Next, Oviedo invokes various equitable doctrines to resurrect his Title VII claims that the District Court concluded were either not exhausted or untimely filed, but these arguments fail.
“Before suing under ․ Title VII, an aggrieved party must exhaust his administrative remedies by filing a charge of discrimination with the EEOC within 180 days of the alleged discriminatory incident.” Washington v. WMATA, 160 F.3d 750, 752 (D.C. Cir. 1998). Many of the denied promotion and demotion claims in Oviedo's amended complaint never made their way into either the 2009 EEOC charge or the 2014 EEOC charge. Oviedo seeks to be excused from timely exhausting these claims, arguing that he was denied promotion so often that the exhaustion requirement became too “extraordinar[ily] technical.” Appellant's Opening Br. 21-22.
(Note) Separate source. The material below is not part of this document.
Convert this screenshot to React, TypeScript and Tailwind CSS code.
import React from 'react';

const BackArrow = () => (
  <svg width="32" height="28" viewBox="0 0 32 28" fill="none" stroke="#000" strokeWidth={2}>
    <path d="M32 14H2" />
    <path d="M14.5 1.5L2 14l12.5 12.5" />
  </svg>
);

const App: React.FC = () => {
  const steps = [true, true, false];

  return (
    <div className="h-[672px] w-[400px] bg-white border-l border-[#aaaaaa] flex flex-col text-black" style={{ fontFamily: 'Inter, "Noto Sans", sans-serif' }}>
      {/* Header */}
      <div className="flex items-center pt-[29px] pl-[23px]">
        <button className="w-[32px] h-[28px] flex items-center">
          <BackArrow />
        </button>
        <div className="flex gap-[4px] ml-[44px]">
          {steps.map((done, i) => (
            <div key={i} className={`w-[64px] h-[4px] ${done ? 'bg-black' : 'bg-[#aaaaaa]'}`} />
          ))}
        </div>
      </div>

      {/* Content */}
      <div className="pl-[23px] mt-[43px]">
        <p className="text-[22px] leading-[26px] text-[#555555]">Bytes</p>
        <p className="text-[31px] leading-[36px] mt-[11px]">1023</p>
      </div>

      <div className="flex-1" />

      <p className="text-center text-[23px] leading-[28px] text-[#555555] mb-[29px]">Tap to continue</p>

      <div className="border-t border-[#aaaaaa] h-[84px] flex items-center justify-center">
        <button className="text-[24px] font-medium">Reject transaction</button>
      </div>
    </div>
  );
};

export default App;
“[E]quitable tolling allows a plaintiff to avoid the bar of the limitations period if despite all due diligence he is unable to obtain vital information bearing on the existence of his claim[.]” Currier v. Radio Free Europe/Radio Liberty, Inc., 159 F.3d 1363, 1367 (D.C. Cir. 1998) (citing Smith-Haynie v. District of Columbia, 155 F.3d 575, 579 (D.C. Cir. 1998)). However, “[t]he court's equitable power to toll the statute of limitations will be exercised only in extraordinary and carefully circumscribed instances.” Mondy v. Sec'y of the Army, 845 F.2d 1051, 1057 (D.C. Cir. 1988). Other than navigating Title VII's exhaustion process pro se, the record does not demonstrate that Oviedo faced any hurdles in exercising his rights under Title VII to warrant equitable tolling. As the District Court correctly noted, equitable tolling “does ‘not extend to what is at best a garden variety claim of excusable neglect.’ ” J.A. 204 n.1 (quoting Irwin v. Dep't of Veteran's Affairs, 498 U.S. 89, 96, 111 S.Ct. 453, 112 L.Ed.2d 435 (1990)). Summary judgment was properly granted to WMATA on all claims not timely brought in either the 2009 or 2014 EEOC charges.5
After an employee files a charge with EEOC and receives notice of final agency action, the employee must file suit within ninety (90) days. 42 U.S.C. § 2000e-5(f)(1). Oviedo received notice of final agency action after his 2009 EEOC charge via a right-to-sue letter dated March 15, 2011. Thus, he needed to file suit well before this lawsuit commenced on September 20, 2016. Oviedo argues equitable estoppel should excuse this delay because WMATA “advised” Oviedo not to file a lawsuit until it finished investigating his failure-to-promote claim. Appellant's Opening Br. 21. “ ‘Equitable estoppel’ precludes a defendant, because of his own inequitable conduct – such as promising not to raise the statute of limitations defense – from invoking the statute of limitations.” Chung v. U.S. Dep't of Justice, 333 F.3d 273, 278 (D.C. Cir. 2003) (citations omitted). Unfortunately for Oviedo, he failed to put forth any record evidence to support this assertion.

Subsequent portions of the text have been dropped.